Distributed and Parallel Training¶
Determined provides three main methods to accelerate your model training by taking advantage of multiple machines and multiple GPUs:
Parallelism across experiments. Schedule multiple experiments at once: more than one experiment can proceed in parallel if there are enough machines and GPUS available.
Parallelism within an experiment. Schedule multiple trials of an experiment at once: a hyperparameter search may run more than one trial at once, each of which will use its own GPUs.
Parallelism within a trial. Use multiple machine to speed up the training of a trial: using data parallelism. Determined can coordinate across multiple GPUs on a single machine (parallel training) or across multiple GPUs on multiple machines (distributed training) to improve the performance of training a single trial.

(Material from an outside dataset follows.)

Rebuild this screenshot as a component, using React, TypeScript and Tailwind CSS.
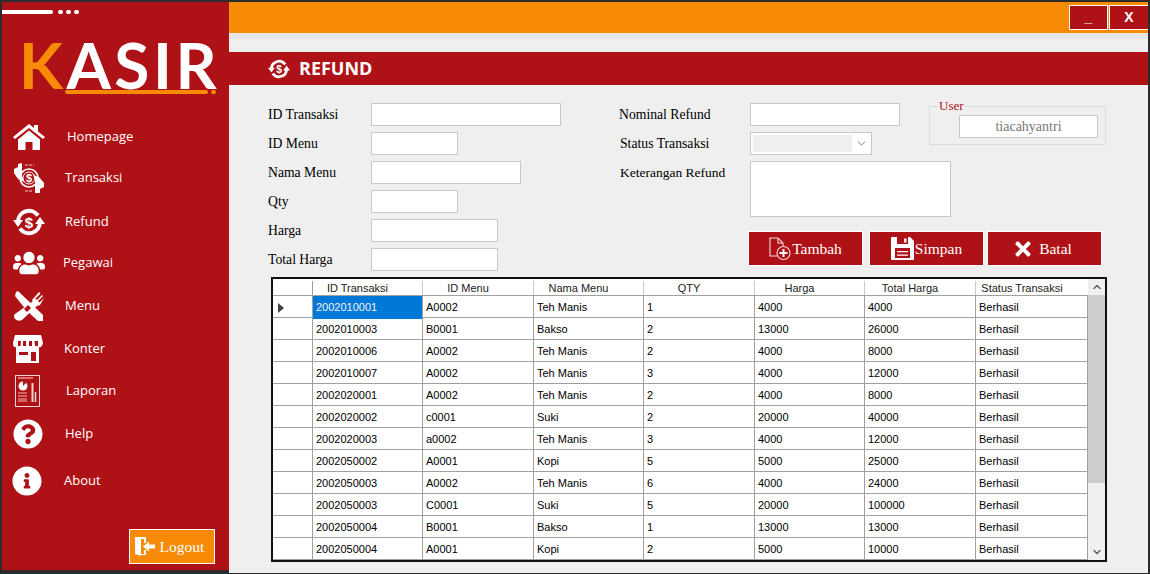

This how-to will focus on the third approach, demonstrating how to perform distributed or parallel training with Determined to speed up the training of a single trial.
In the Experiment Configuration, the resources.slots_per_trial
option
controls multi-GPU behavior. The default value is 1, which means that a single
GPU will be used to train a trial. The slots_per_trial
field indicates the
number of GPUs to use to train a single trial. These GPUs may be on a single
agent machine or across multiple machines.
Note
When the slots_per_trial
option is changed, the per-slot batch size is set to
global_batch_size
// slots_per_trial
. The per-slot (per-GPU) and global batch size
should be accessed via the context using context.get_per_slot_batch_size()
and context.get_global_batch_size()
, respectively. If global_batch_size
is
not evenly divisible by slots_per_trial
, the remainder is dropped.
Example configuration with distributed or parallel training:
resources:
slots_per_trial: N
To use distributed or parallel training, slots_per_trial
must be set to a multiple
of the GPUs per machine. For example, if you have a cluster of machines that each has
8 GPUs, you should set slots_per_trial
to a multiple of 8, such as 8, 16, or 24.
This ensures that the full network and interconnect bandwidth are available to
multi-GPU workloads and results in better performance.
Warning
Distributed and parallel training are designed to maximize performance by training with all the resources of a machine. This can lead to situations where an experiment is created but never starts running on the cluster, for example if the number of GPUs requested is not a multiple of the number of GPUs per machine. Similarly, if a task is running on a multi-GPU machine and using one or more of its GPUs, that will prevent a distributed training job from starting on that machine.
If a multi-GPU experiment does not become active after a minute or so,
please confirm that slots_per_trial
is a multiple of the number of GPUs
available on a machine. Also, you can also use the CLI command det task
list
to check if any other tasks are using GPUs and preventing your
experiment from using all the GPUs on a machine.